Her solution? Build AI into firm training. Create a RAG (retrieval-augmented generation) system trained on the firm's own datasets — reconciliations, processes, workflows — so new hires can ask it anything and get firm-specific answers.
The risk? They might not be able to review the output. "It's really about putting in controls at the firm level around a review of work," Mason said.
What Future Training Looks Like
The experts agreed on a few key shifts:
Conceptual understanding over mechanical execution: Accountants must understand why processes exist, not just how to perform them.
Supervision of AI: Train people to evaluate, challenge, and govern automated work.
Simulation-based learning: 3D environments, AI role-play, and scenario training replace passive lectures. (Wood built a 3D simulation where students audit inventory in a virtual warehouse.)
Cross-level training: Interns and partners must learn together, not separately.
Human skills as core curriculum: Communication, consulting, judgment, and trust building will define professional value when AI handles the technical work.

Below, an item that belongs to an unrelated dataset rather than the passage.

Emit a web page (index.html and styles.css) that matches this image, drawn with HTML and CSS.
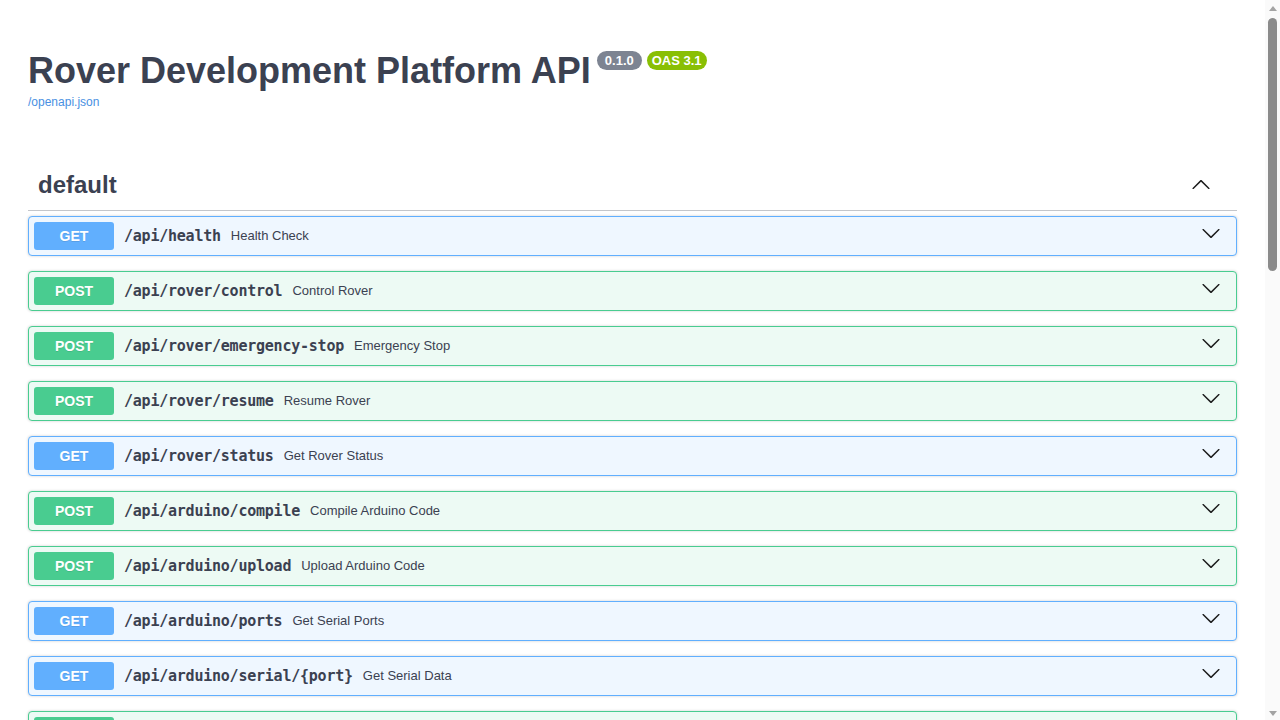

Continuous upskilling: There's no stable endpoint, only lifelong learning.
What This Means
The AICPA just launched "Profession Ready," an initiative focused on early-career skills gaps and "where the puck is going versus where it is today." Findings are expected in 2027.
In the meantime, firms and universities are figuring this out together. Wood put it well: "This is a unique time in history where everybody starts the race at the same level."
AI isn't replacing accountants. It's replacing the way accountants are trained. And the profession's scrambling to figure out what comes next.